Checking for Special Cases

Let’s look at append again, checking for special cases—in other words, making sure we don’t have any oddball situations among the possible good input values. The most common culprits for special cases are at the extremes, such as the smallest or largest possible input. With append, there’s no maximum size for our string array, but there is a minimum size. If the string has no legitimate characters, it would actually correspond to an array of one character (the one character being the null terminating character). As before, let’s make a diagram to keep things straight. Suppose we appended the exclamation point to a null string, as shown in Figure 4-6.

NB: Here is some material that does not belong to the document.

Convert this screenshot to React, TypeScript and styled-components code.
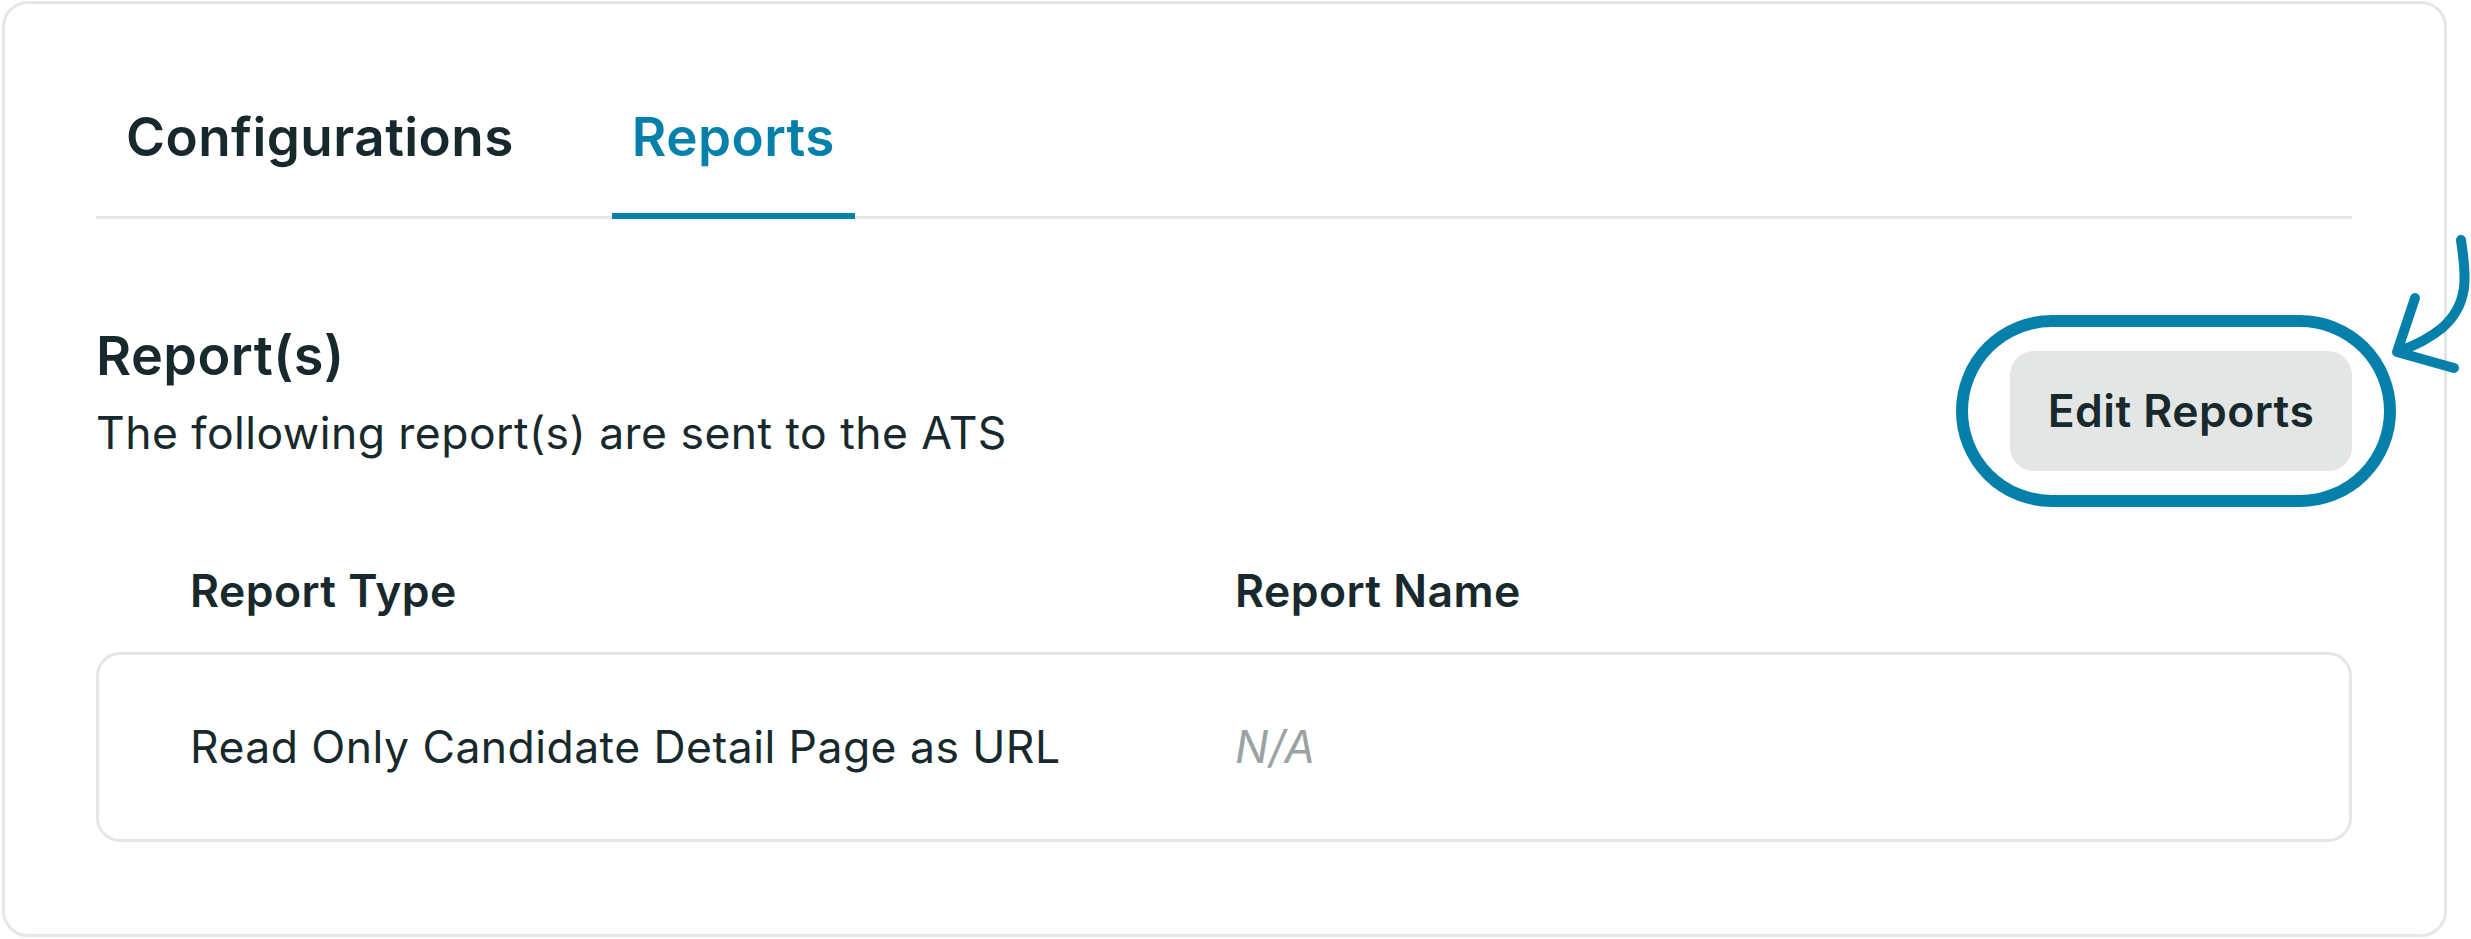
import React from "react";
import styled, { createGlobalStyle } from "styled-components";

const Global = createGlobalStyle`
  html, body { margin: 0; padding: 0; background: #ffffff; }
  body {
    font-family: Inter, "Noto Sans", sans-serif;
    letter-spacing: 0.028em;
    color: #18292d;
  }
  * { box-sizing: border-box; }
`;

const Page = styled.div`
  padding: 1px 0 2px 2px;
  width: 2471px;
`;

const Card = styled.div`
  width: 2445px;
  border: 3px solid #e5e6e6;
  border-radius: 26px;
  padding: 102px 92px 92px 91px;
  background: #ffffff;
`;

const TabList = styled.div`
  display: flex;
  gap: 78px;
  padding-left: 10px;
  border-bottom: 3px solid #e5e6e6;
`;

const Tab = styled.div<{ $active?: boolean }>`
  font-size: 53px;
  line-height: 63px;
  font-weight: 600;
  padding: 0 20px 44px;
  margin-bottom: -3px;
  border-bottom: 6px solid ${(p) => (p.$active ? "#0580ab" : "transparent")};
  color: ${(p) => (p.$active ? "#0580ab" : "#18292d")};
`;

const Section = styled.div`
  display: flex;
  justify-content: space-between;
  align-items: flex-start;
  margin-top: 105px;
`;

const Intro = styled.div`
  display: flex;
  flex-direction: column;
  gap: 20px;
`;

const Heading = styled.h2`
  margin: 0;
  font-size: 54px;
  line-height: 63px;
  font-weight: 600;
`;

const Subtitle = styled.p`
  margin: 0;
  font-size: 44.5px;
  line-height: 52px;
  font-weight: 400;
`;

const ButtonWrap = styled.div`
  position: relative;
  margin-top: 27px;
`;

const EditButton = styled.button`
  width: 342px;
  height: 120px;
  border: none;
  border-radius: 24px;
  background: #e4e6e5;
  color: #18292d;
  font-family: inherit;
  letter-spacing: inherit;
  font-size: 44.5px;
  font-weight: 600;
  cursor: pointer;
`;

const Highlight = styled.div`
  position: absolute;
  top: -36px;
  bottom: -36px;
  left: -54px;
  right: -44px;
  border: 12px solid #0580ab;
  border-radius: 96px;
  pointer-events: none;
`;

const Arrow = styled.svg`
  position: absolute;
  left: 370px;
  top: -121px;
  overflow: visible;
  pointer-events: none;
`;

const Grid = styled.div`
  display: grid;
  grid-template-columns: 1045px 1fr;
  align-items: center;
`;

const HeaderRow = styled(Grid)`
  margin-top: 94px;
  padding: 0 94px;
`;

const HeaderCell = styled.div`
  font-size: 44.5px;
  line-height: 52px;
  font-weight: 600;
`;

const DataRow = styled(Grid)`
  margin-top: 35px;
  height: 190px;
  padding: 0 91px;
  border: 3px solid #e5e6e6;
  border-radius: 24px;
`;

const Cell = styled.div<{ $muted?: boolean }>`
  font-size: 44.5px;
  line-height: 52px;
  font-weight: 400;
  color: ${(p) => (p.$muted ? "#9aa2a4" : "#18292d")};
  font-style: ${(p) => (p.$muted ? "italic" : "normal")};
`;

export default function App() {
  return (
    <Page>
      <Global />
      <Card>
        <TabList>
          <Tab>Configurations</Tab>
          <Tab $active>Reports</Tab>
        </TabList>
        <Section>
          <Intro>
            <Heading>Report(s)</Heading>
            <Subtitle>The following report(s) are sent to the ATS</Subtitle>
          </Intro>
          <ButtonWrap>
            <EditButton>Edit Reports</EditButton>
            <Highlight />
            <Arrow width="91" height="150" viewBox="0 0 91 150">
              <path
                d="M81 10 C85 40 92 72 62 98 C50 108 36 115 20 121"
                fill="none"
                stroke="#0580ab"
                strokeWidth="10"
                strokeLinecap="round"
                strokeLinejoin="round"
              />
              <path
                d="M35 68 L17 122 L74 138"
                fill="none"
                stroke="#0580ab"
                strokeWidth="10"
                strokeLinecap="round"
                strokeLinejoin="round"
              />
            </Arrow>
          </ButtonWrap>
        </Section>
        <HeaderRow>
          <HeaderCell>Report Type</HeaderCell>
          <HeaderCell>Report Name</HeaderCell>
        </HeaderRow>
        <DataRow>
          <Cell>Read Only Candidate Detail Page as URL</Cell>
          <Cell $muted>N/A</Cell>
        </DataRow>
      </Card>
    </Page>
  );
}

Figure 4-6: Testing the smallest case for the append function

When we look at the diagram, this doesn’t appear to be a special case, but we should run the case through our function to check. Let’s add the following to our appendTester code:

arrayString b = new char[1];
b[0] = 0;
append(b, '!'),
cout << b << " ";

That works, too. Now that we’re reasonably sure that the append function is correct, do we like it? The code seemed straightforward, and I’m not getting any “bad smells,” but it does seem a little long for a simple operation. As I think ahead to the concatenate function, it occurs to me that, like append, the concatenate function will need to determine the length of a string array—or maybe the lengths of two string arrays. Because both operations will need a loop that finds the null character that terminates the string, we could put that code in its own function, which is then called from append and concatenate as needed. Let’s go ahead and do that and modify append accordingly.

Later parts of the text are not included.